The first steps were getting communication going between rust and the other internal services we needed to talk to. The services were a mix of XML-RPC and other text based protocols, and we wanted to combine these into a single interface that our cloud backend could use and decided to use JSON-RPC. This meant that our application would not just be a simple proxy, but would also involve request/response translation between the different internal protocols and JSON-RPC.

The rust library serde gave us a good starting point for how to do this. We started by building rust structs for all of different messages we would handle, and simply adding #[derive(Deserialize, Serialize)] at the start of each one. Then, we could easily use serde_json to generate the JSON-RPC payload for each request. Similarly we started out using quick-xml's serde integration to generate XML-RPC, so our translation layer was simply converting the JSON-RPC payload to the rust struct with a single serde_json::from_str call, then converting that rust struct back into XML-PRC with a single quick_xml::se::to_string call. After getting into some of the more complicated requests, we had some trouble making quick-xml's serialization generate and parse the XML in the exact structure we needed for the internal service we were talking to, so we ended up writing our own Derive macro using quick-xml's regular interface to read and write the XML, which was a bit of an unfortunate side-track to have to take, but as a developer I thoroughly enjoyed doing and didn't take so long that it put the schedule at risk. quick-xml has also gotten much better documentation and some extra utilities for it's serde support in the years since, so I would not be surprised to find that we could remove this custom Derive macro now and go back to using quick-xml's, but at this point the work is done and we have no problems with it, so it's unlikely to be replaced any time soon. The other services we needed to talk with also required doing some manual deserialization as they were proprietary interfaces, but in the end we ended up with a single JSON-RPC interface to talk to everything we needed.

Now that we had the protocol to speak, it was down to making the actual connection. We used tokio-tungstenite to make the websocket connects to our backend with very little effort, essentially expanding on the example code provided to perform the extra functionality we need. We used reqwest to make the http calls needed to talk to the internal services and a simple tcp socket for the other text based protocol services and all the pieces were in place. After building the server side of the websockets and JSON-RPC communication in the Python backend, we had a connection into the remote location and could finally talk to all the internal services.

So how did it go? The application has been running in various remote locations for the last 2.5 years. In that time we've had... 0 crashes, zero, or even more specifically 0 times the service has stopped performing it's intended function unexpectedly. Of course there were some bug fixes along the way, but all of those were to correct logic issues. We even shelved the initial work to turn the service into an actual windows service vs a plain old exe, which we though we'd need to restart the service in the event that it crashed randomly. It simply didn't happen. This I attribute to Rust's approach to failability, forcing you to decide what to do if a function fails at it's call site, rather than being able to ignore, or simply not know about, possible failures (e.g. exceptions) that could cause things to go wrong at run time. Of course, you can still be lazy and call unwrap() on a Result and crash the program if something goes wrong, which we have done in some places during startup of the service when it doesn't make sense to start the service at all if it fails, but was quite easy to avoid doing in the main loop. There was never the feeling that handling a possible (or even unlikely) error was painful enough to just slap an unwrap() on it and forgot about it (or at least try to until it crashed the program at runtime).

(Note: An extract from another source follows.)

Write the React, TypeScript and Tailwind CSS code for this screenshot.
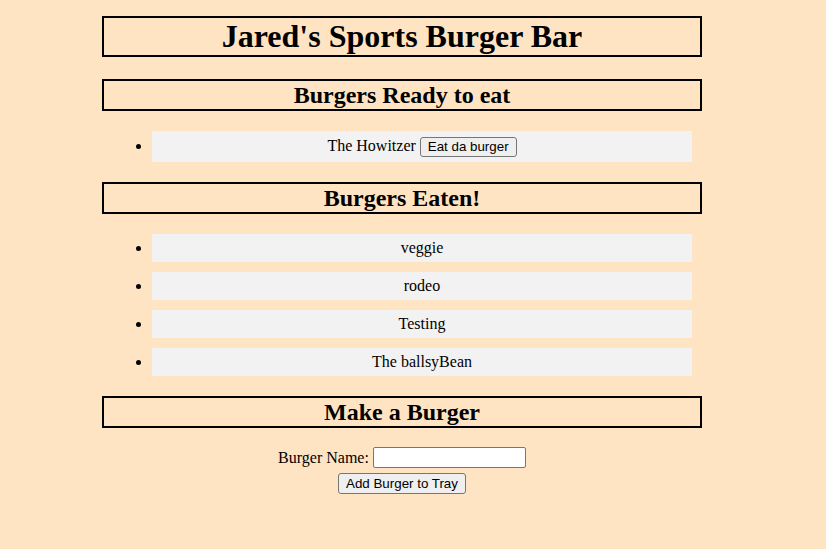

As for things that did go wrong: Some of our beta users got the idea that if something wasn't working with the system as a whole, it could be due to our software not running, probably because we had some cases when the machine would get restarted and we didn't have the application's exe auto launched, but if they started it again when it was already running they would then have two instances of the service running and this would cause the websocket to continuously get disconnected since the server would force disconnect any old websocket connections authenticated with the same credentials as a new connection. We fixed this by using the single-instance library to prevent starting up more than one instance.

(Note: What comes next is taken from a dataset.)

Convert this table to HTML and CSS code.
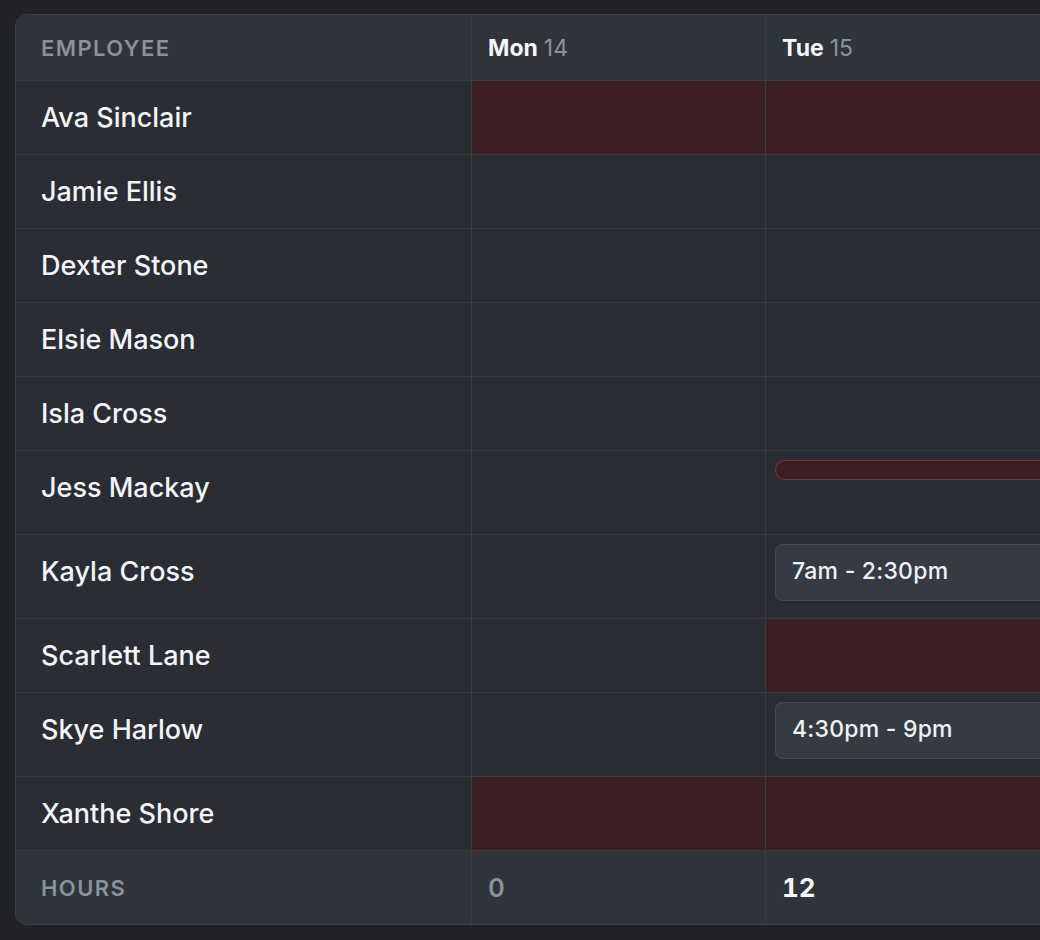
FILE: index.html
```html
<!DOCTYPE html>
<html lang="en">
<head>
<meta charset="utf-8">
<title>Schedule</title>
<link rel="stylesheet" href="styles.css">
</head>
<body>
<div class="page">
  <div class="card">
    <div class="grid">
      <div class="cell head emp-head">Employee</div>
      <div class="cell head day-head"><span class="dow">Mon</span><span class="dnum">14</span></div>
      <div class="cell head day-head"><span class="dow">Tue</span><span class="dnum">15</span></div>

      <div class="cell name">Ava Sinclair</div>
      <div class="cell day off"></div>
      <div class="cell day off"></div>

      <div class="cell name">Jamie Ellis</div>
      <div class="cell day"></div>
      <div class="cell day"></div>

      <div class="cell name">Dexter Stone</div>
      <div class="cell day"></div>
      <div class="cell day"></div>

      <div class="cell name">Elsie Mason</div>
      <div class="cell day"></div>
      <div class="cell day"></div>

      <div class="cell name">Isla Cross</div>
      <div class="cell day"></div>
      <div class="cell day"></div>

      <div class="cell name tall">Jess Mackay</div>
      <div class="cell day tall"></div>
      <div class="cell day tall"><div class="leave"></div></div>

      <div class="cell name tall">Kayla Cross</div>
      <div class="cell day tall"></div>
      <div class="cell day tall"><div class="shift">7am - 2:30pm</div></div>

      <div class="cell name">Scarlett Lane</div>
      <div class="cell day"></div>
      <div class="cell day off"></div>

      <div class="cell name tall">Skye Harlow</div>
      <div class="cell day tall"></div>
      <div class="cell day tall"><div class="shift">4:30pm - 9pm</div></div>

      <div class="cell name">Xanthe Shore</div>
      <div class="cell day off"></div>
      <div class="cell day off"></div>

      <div class="cell foot emp-head">Hours</div>
      <div class="cell foot hours zero">0</div>
      <div class="cell foot hours">12</div>
    </div>
  </div>
</div>
</body>
</html>
```

FILE: styles.css
```css
html, body {
  margin: 0;
  padding: 0;
  overflow: hidden;
  background: #222327;
}

body {
  font-family: Inter, "Noto Sans", "Liberation Sans", sans-serif;
  color: #f3f4f6;
}

.page {
  padding: 14px 0 0 15px;
  width: 1200px;
}

.card {
  display: inline-block;
  border: 1px solid #3b3f46;
  border-radius: 12px;
  overflow: hidden;
  background: #2a2d34;
}

.grid {
  display: grid;
  grid-template-columns: 456px 294px 294px;
}

.cell {
  box-sizing: border-box;
  border-right: 1px solid #383c43;
  border-bottom: 1px solid #383c43;
  min-height: 74px;
}

.head {
  height: 66px;
  min-height: 0;
  background: #2f333a;
  display: flex;
  align-items: center;
}

.emp-head {
  padding-left: 25px;
  font-size: 22px;
  font-weight: 600;
  letter-spacing: 0.065em;
  text-transform: uppercase;
  color: #8a919b;
}

.day-head {
  padding-left: 16px;
  font-size: 23px;
}

.dow {
  font-weight: 700;
  color: #f5f6f8;
}

.dnum {
  margin-left: 6px;
  font-weight: 400;
  color: #8a919b;
}

.name {
  padding: 18px 0 0 25px;
  font-size: 27px;
  line-height: 37px;
  font-weight: 500;
  color: #f3f4f6;
}

.tall {
  min-height: 84px;
}

.day {
  padding: 9px 0 0 9px;
  background: #2a2d34;
}

.off {
  background: #3b1f23;
}

.leave {
  box-sizing: border-box;
  height: 20px;
  border: 1px solid #7a3434;
  border-right: none;
  border-radius: 10px 0 0 10px;
  background: #3b1f23;
}

.shift {
  box-sizing: border-box;
  height: 57px;
  padding: 0 0 3px 16px;
  display: flex;
  align-items: center;
  border: 1px solid #474b53;
  border-right: none;
  border-radius: 8px 0 0 8px;
  background: #363a42;
  font-size: 23px;
  letter-spacing: 0.01em;
  font-weight: 500;
  color: #eef0f3;
}

.foot {
  height: 73px;
  min-height: 0;
  border-bottom: none;
  background: #2f333a;
  display: flex;
  align-items: center;
}

.hours {
  padding-left: 16px;
  font-size: 26px;
  font-weight: 700;
  font-variant-numeric: tabular-nums;
  color: #f5f6f8;
}

.hours.zero {
  font-weight: 600;
  color: #8a919b;
}
```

Another issue we had was with the XML-RPC date format. The service we were talking to would format it's dates with whatever format the windows system was setup to do. So D/M/Y for EU date formats and M/D/Y for US. Luckily the US format was the most common used in production and it would include the AM/PM for the time which let us distinguish it from the EU format that was used in the testing VMs, so we simply left it to try those two and fail otherwise. I suspect there are some windows APIs we could use to either get the system locale or even to parse the date string, but that is a rabbit hole that wasn't worth going down since we didn't need to be so generic (and one that might have been easier to go down had we been using C# rather than Rust).

We also had an issue one time when a newer version of one of the internal services was used that was sending us an event that we didn't expect and we were turning unexpected events into errors which were stopping the service from starting. Once we changed the logic to simply ignore unexpected events this wasn't a problem any more.

As you can see these issues were not specifically Rust only issues, we would have hit these with any other language as well.

So, all in all, our experience building and deploying a Rust built service into production was smooth and painless. When thinking back to things that we would do differently, choosing Rust is not something that we would change!